--- start of INFORMATION PROVIDED ---

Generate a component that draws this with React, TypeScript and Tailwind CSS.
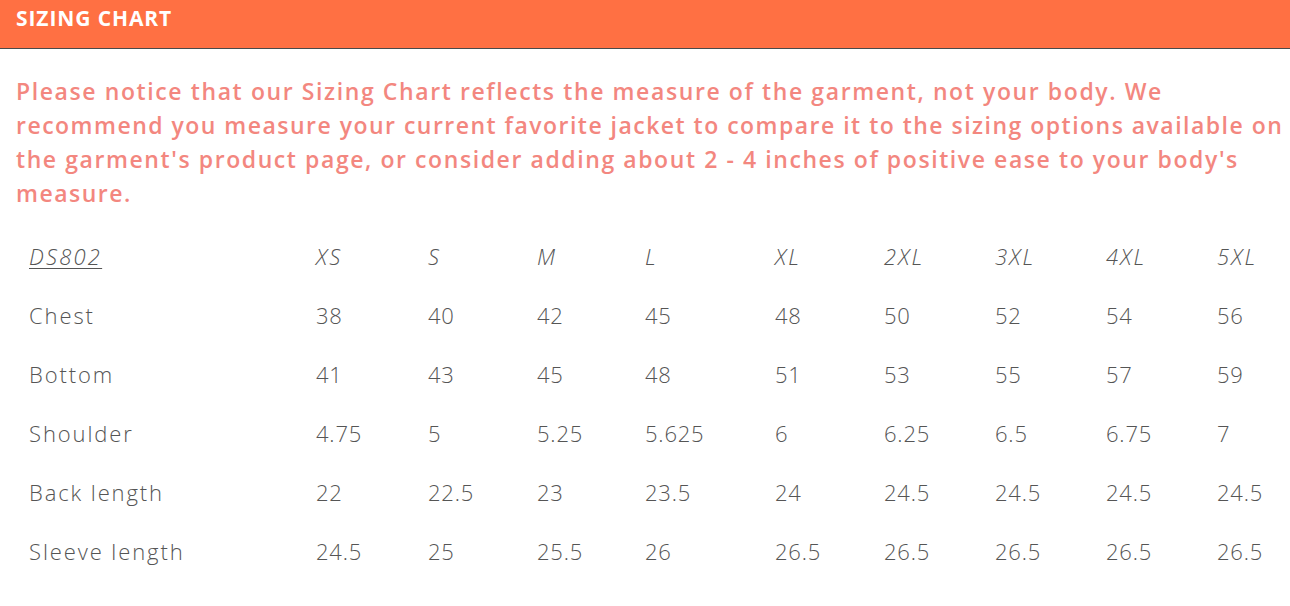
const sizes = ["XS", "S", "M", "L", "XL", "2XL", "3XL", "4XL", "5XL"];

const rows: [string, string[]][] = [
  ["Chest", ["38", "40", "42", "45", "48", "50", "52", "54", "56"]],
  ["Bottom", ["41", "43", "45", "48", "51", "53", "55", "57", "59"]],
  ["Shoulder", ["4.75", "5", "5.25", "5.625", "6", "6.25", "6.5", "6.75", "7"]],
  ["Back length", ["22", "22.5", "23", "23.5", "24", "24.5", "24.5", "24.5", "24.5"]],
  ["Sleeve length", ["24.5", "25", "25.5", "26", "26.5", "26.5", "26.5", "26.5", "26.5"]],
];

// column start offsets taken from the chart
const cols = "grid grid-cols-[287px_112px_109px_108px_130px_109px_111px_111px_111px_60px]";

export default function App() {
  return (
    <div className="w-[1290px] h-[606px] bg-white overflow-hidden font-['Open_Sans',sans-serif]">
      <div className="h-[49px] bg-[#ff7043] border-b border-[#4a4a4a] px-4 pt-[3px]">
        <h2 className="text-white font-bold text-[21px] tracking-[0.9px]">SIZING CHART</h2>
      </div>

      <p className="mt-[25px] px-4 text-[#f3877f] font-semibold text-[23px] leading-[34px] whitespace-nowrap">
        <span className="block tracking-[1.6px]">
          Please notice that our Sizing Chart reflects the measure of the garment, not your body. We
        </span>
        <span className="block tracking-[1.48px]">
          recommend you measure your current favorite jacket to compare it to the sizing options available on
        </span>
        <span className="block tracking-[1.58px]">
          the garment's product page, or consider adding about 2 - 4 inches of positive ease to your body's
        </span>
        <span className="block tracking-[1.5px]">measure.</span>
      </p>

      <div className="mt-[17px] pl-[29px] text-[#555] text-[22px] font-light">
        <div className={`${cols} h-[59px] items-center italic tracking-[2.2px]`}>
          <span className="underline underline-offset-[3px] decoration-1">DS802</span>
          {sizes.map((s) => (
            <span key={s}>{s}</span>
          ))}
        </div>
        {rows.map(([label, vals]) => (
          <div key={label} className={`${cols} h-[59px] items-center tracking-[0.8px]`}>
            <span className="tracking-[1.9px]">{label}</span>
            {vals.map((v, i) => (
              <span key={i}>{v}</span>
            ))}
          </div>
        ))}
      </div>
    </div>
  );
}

--- end of INFORMATION PROVIDED ---

▶ _STATED EXERCISE_: Copy out every line in the listing where the word "that" appears.

▶ _RESULT BELOW_:
Generate a component that draws this with React, TypeScript and Tailwind CSS.
          Please notice that our Sizing Chart reflects the measure of the garment, not your body. We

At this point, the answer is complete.